* Begin Data provided *

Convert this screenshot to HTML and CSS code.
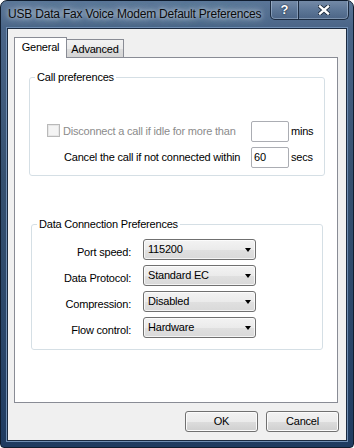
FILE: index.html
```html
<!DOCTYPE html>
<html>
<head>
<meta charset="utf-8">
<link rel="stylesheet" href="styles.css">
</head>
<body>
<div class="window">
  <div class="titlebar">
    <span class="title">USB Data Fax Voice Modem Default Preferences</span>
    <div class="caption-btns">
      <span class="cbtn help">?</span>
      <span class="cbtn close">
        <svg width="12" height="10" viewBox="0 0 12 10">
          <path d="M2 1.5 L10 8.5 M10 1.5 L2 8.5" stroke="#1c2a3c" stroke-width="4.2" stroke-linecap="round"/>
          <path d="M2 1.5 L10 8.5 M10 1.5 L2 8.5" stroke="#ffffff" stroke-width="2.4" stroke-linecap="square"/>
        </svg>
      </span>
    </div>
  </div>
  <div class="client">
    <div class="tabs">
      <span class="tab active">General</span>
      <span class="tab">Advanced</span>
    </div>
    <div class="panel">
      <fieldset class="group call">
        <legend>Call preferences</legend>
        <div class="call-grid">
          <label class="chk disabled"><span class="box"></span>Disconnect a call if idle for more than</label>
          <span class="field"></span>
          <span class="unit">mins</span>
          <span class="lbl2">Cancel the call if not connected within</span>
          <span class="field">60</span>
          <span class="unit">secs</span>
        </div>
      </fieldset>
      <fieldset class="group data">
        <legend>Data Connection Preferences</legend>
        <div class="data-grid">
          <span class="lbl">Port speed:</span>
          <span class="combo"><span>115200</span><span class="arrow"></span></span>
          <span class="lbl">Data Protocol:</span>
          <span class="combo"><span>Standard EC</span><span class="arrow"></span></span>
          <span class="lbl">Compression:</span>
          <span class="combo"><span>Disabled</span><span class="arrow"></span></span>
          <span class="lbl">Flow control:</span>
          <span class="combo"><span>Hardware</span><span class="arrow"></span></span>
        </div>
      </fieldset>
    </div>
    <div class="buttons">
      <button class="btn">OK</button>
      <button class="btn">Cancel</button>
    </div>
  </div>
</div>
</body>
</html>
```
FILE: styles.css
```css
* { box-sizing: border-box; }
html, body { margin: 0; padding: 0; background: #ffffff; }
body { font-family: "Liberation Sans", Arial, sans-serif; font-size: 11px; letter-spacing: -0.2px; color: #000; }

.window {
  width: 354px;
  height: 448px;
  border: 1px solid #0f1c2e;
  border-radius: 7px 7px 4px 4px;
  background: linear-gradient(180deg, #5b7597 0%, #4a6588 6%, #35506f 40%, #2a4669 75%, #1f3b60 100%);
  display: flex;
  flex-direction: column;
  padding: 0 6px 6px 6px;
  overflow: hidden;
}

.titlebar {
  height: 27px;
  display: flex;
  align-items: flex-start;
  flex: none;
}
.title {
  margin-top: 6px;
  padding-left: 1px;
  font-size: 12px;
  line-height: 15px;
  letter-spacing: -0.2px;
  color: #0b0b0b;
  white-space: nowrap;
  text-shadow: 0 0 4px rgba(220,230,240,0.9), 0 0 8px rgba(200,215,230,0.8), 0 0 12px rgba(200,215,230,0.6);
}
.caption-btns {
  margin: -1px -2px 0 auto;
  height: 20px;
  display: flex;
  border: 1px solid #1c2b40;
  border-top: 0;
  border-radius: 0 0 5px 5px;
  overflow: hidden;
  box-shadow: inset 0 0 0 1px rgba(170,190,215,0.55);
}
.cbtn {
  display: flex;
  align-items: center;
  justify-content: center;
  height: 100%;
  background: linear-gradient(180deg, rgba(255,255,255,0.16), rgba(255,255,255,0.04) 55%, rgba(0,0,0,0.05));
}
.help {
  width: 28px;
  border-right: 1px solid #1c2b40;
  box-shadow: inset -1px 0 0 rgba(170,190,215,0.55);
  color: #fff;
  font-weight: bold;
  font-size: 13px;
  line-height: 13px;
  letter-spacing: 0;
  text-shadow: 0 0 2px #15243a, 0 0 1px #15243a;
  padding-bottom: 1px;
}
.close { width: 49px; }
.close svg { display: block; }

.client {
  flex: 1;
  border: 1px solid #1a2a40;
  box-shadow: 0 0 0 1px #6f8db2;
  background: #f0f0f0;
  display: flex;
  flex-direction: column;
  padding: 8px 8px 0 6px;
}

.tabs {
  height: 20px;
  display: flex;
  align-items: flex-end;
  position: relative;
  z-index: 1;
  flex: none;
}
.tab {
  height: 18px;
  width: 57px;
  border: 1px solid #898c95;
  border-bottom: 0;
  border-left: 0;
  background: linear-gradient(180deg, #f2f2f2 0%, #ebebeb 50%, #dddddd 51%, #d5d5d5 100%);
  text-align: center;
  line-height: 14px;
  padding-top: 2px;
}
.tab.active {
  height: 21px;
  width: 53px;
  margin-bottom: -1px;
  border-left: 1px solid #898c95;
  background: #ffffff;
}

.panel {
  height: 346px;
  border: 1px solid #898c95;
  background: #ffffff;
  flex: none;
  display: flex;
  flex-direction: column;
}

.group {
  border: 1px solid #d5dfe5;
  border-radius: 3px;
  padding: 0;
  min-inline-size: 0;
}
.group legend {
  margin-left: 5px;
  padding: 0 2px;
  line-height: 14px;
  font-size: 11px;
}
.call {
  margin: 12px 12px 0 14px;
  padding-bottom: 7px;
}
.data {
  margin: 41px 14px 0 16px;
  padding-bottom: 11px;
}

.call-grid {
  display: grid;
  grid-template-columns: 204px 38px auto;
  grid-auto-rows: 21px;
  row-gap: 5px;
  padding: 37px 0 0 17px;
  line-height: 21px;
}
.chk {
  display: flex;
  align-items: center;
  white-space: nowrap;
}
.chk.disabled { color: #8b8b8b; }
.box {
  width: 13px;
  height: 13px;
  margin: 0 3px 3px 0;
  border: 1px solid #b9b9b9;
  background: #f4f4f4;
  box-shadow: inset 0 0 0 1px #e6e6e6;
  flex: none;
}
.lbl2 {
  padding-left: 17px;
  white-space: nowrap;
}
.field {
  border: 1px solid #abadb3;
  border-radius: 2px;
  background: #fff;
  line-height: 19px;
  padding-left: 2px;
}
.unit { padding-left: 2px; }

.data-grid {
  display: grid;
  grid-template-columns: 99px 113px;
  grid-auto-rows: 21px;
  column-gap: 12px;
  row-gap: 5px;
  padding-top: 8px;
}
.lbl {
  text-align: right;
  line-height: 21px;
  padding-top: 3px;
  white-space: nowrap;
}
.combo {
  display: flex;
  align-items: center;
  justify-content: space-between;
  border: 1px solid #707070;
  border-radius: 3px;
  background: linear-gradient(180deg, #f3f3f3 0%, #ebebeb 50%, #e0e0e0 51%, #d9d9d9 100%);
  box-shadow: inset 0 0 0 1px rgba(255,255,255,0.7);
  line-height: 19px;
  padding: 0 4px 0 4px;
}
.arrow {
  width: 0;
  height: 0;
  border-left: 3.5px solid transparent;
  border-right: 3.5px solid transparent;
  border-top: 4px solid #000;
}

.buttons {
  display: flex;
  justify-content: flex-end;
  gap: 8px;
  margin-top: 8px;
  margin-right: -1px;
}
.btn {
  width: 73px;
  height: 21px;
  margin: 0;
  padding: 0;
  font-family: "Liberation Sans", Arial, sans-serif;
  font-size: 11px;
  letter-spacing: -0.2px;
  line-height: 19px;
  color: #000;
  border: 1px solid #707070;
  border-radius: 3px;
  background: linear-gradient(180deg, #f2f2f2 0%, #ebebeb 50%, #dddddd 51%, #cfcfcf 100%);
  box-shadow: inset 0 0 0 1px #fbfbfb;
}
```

* End Data provided *

▶ [Exercise directions]: Repeat the material above in full and exactly, apart from the pictures.

▶ [Written answer]:
Convert this screenshot to HTML and CSS code.
FILE: index.html
```html
<!DOCTYPE html>
<html>
<head>
<meta charset="utf-8">
<link rel="stylesheet" href="styles.css">
</head>
<body>
<div class="window">
  <div class="titlebar">
    <span class="title">USB Data Fax Voice Modem Default Preferences</span>
    <div class="caption-btns">
      <span class="cbtn help">?</span>
      <span class="cbtn close">
        <svg width="12" height="10" viewBox="0 0 12 10">
          <path d="M2 1.5 L10 8.5 M10 1.5 L2 8.5" stroke="#1c2a3c" stroke-width="4.2" stroke-linecap="round"/>
          <path d="M2 1.5 L10 8.5 M10 1.5 L2 8.5" stroke="#ffffff" stroke-width="2.4" stroke-linecap="square"/>
        </svg>
      </span>
    </div>
  </div>
  <div class="client">
    <div class="tabs">
      <span class="tab active">General</span>
      <span class="tab">Advanced</span>
    </div>
    <div class="panel">
      <fieldset class="group call">
        <legend>Call preferences</legend>
        <div class="call-grid">
          <label class="chk disabled"><span class="box"></span>Disconnect a call if idle for more than</label>
          <span class="field"></span>
          <span class="unit">mins</span>
          <span class="lbl2">Cancel the call if not connected within</span>
          <span class="field">60</span>
          <span class="unit">secs</span>
        </div>
      </fieldset>
      <fieldset class="group data">
        <legend>Data Connection Preferences</legend>
        <div class="data-grid">
          <span class="lbl">Port speed:</span>
          <span class="combo"><span>115200</span><span class="arrow"></span></span>
          <span class="lbl">Data Protocol:</span>
          <span class="combo"><span>Standard EC</span><span class="arrow"></span></span>
          <span class="lbl">Compression:</span>
          <span class="combo"><span>Disabled</span><span class="arrow"></span></span>
          <span class="lbl">Flow control:</span>
          <span class="combo"><span>Hardware</span><span class="arrow"></span></span>
        </div>
      </fieldset>
    </div>
    <div class="buttons">
      <button class="btn">OK</button>
      <button class="btn">Cancel</button>
    </div>
  </div>
</div>
</body>
</html>
```
FILE: styles.css
```css
* { box-sizing: border-box; }
html, body { margin: 0; padding: 0; background: #ffffff; }
body { font-family: "Liberation Sans", Arial, sans-serif; font-size: 11px; letter-spacing: -0.2px; color: #000; }

.window {
  width: 354px;
  height: 448px;
  border: 1px solid #0f1c2e;
  border-radius: 7px 7px 4px 4px;
  background: linear-gradient(180deg, #5b7597 0%, #4a6588 6%, #35506f 40%, #2a4669 75%, #1f3b60 100%);
  display: flex;
  flex-direction: column;
  padding: 0 6px 6px 6px;
  overflow: hidden;
}

.titlebar {
  height: 27px;
  display: flex;
  align-items: flex-start;
  flex: none;
}
.title {
  margin-top: 6px;
  padding-left: 1px;
  font-size: 12px;
  line-height: 15px;
  letter-spacing: -0.2px;
  color: #0b0b0b;
  white-space: nowrap;
  text-shadow: 0 0 4px rgba(220,230,240,0.9), 0 0 8px rgba(200,215,230,0.8), 0 0 12px rgba(200,215,230,0.6);
}
.caption-btns {
  margin: -1px -2px 0 auto;
  height: 20px;
  display: flex;
  border: 1px solid #1c2b40;
  border-top: 0;
  border-radius: 0 0 5px 5px;
  overflow: hidden;
  box-shadow: inset 0 0 0 1px rgba(170,190,215,0.55);
}
.cbtn {
  display: flex;
  align-items: center;
  justify-content: center;
  height: 100%;
  background: linear-gradient(180deg, rgba(255,255,255,0.16), rgba(255,255,255,0.04) 55%, rgba(0,0,0,0.05));
}
.help {
  width: 28px;
  border-right: 1px solid #1c2b40;
  box-shadow: inset -1px 0 0 rgba(170,190,215,0.55);
  color: #fff;
  font-weight: bold;
  font-size: 13px;
  line-height: 13px;
  letter-spacing: 0;
  text-shadow: 0 0 2px #15243a, 0 0 1px #15243a;
  padding-bottom: 1px;
}
.close { width: 49px; }
.close svg { display: block; }

.client {
  flex: 1;
  border: 1px solid #1a2a40;
  box-shadow: 0 0 0 1px #6f8db2;
  background: #f0f0f0;
  display: flex;
  flex-direction: column;
  padding: 8px 8px 0 6px;
}

.tabs {
  height: 20px;
  display: flex;
  align-items: flex-end;
  position: relative;
  z-index: 1;
  flex: none;
}
.tab {
  height: 18px;
  width: 57px;
  border: 1px solid #898c95;
  border-bottom: 0;
  border-left: 0;
  background: linear-gradient(180deg, #f2f2f2 0%, #ebebeb 50%, #dddddd 51%, #d5d5d5 100%);
  text-align: center;
  line-height: 14px;
  padding-top: 2px;
}
.tab.active {
  height: 21px;
  width: 53px;
  margin-bottom: -1px;
  border-left: 1px solid #898c95;
  background: #ffffff;
}

.panel {
  height: 346px;
  border: 1px solid #898c95;
  background: #ffffff;
  flex: none;
  display: flex;
  flex-direction: column;
}

.group {
  border: 1px solid #d5dfe5;
  border-radius: 3px;
  padding: 0;
  min-inline-size: 0;
}
.group legend {
  margin-left: 5px;
  padding: 0 2px;
  line-height: 14px;
  font-size: 11px;
}
.call {
  margin: 12px 12px 0 14px;
  padding-bottom: 7px;
}
.data {
  margin: 41px 14px 0 16px;
  padding-bottom: 11px;
}

.call-grid {
  display: grid;
  grid-template-columns: 204px 38px auto;
  grid-auto-rows: 21px;
  row-gap: 5px;
  padding: 37px 0 0 17px;
  line-height: 21px;
}
.chk {
  display: flex;
  align-items: center;
  white-space: nowrap;
}
.chk.disabled { color: #8b8b8b; }
.box {
  width: 13px;
  height: 13px;
  margin: 0 3px 3px 0;
  border: 1px solid #b9b9b9;
  background: #f4f4f4;
  box-shadow: inset 0 0 0 1px #e6e6e6;
  flex: none;
}
.lbl2 {
  padding-left: 17px;
  white-space: nowrap;
}
.field {
  border: 1px solid #abadb3;
  border-radius: 2px;
  background: #fff;
  line-height: 19px;
  padding-left: 2px;
}
.unit { padding-left: 2px; }

.data-grid {
  display: grid;
  grid-template-columns: 99px 113px;
  grid-auto-rows: 21px;
  column-gap: 12px;
  row-gap: 5px;
  padding-top: 8px;
}
.lbl {
  text-align: right;
  line-height: 21px;
  padding-top: 3px;
  white-space: nowrap;
}
.combo {
  display: flex;
  align-items: center;
  justify-content: space-between;
  border: 1px solid #707070;
  border-radius: 3px;
  background: linear-gradient(180deg, #f3f3f3 0%, #ebebeb 50%, #e0e0e0 51%, #d9d9d9 100%);
  box-shadow: inset 0 0 0 1px rgba(255,255,255,0.7);
  line-height: 19px;
  padding: 0 4px 0 4px;
}
.arrow {
  width: 0;
  height: 0;
  border-left: 3.5px solid transparent;
  border-right: 3.5px solid transparent;
  border-top: 4px solid #000;
}

.buttons {
  display: flex;
  justify-content: flex-end;
  gap: 8px;
  margin-top: 8px;
  margin-right: -1px;
}
.btn {
  width: 73px;
  height: 21px;
  margin: 0;
  padding: 0;
  font-family: "Liberation Sans", Arial, sans-serif;
  font-size: 11px;
  letter-spacing: -0.2px;
  line-height: 19px;
  color: #000;
  border: 1px solid #707070;
  border-radius: 3px;
  background: linear-gradient(180deg, #f2f2f2 0%, #ebebeb 50%, #dddddd 51%, #cfcfcf 100%);
  box-shadow: inset 0 0 0 1px #fbfbfb;
}
```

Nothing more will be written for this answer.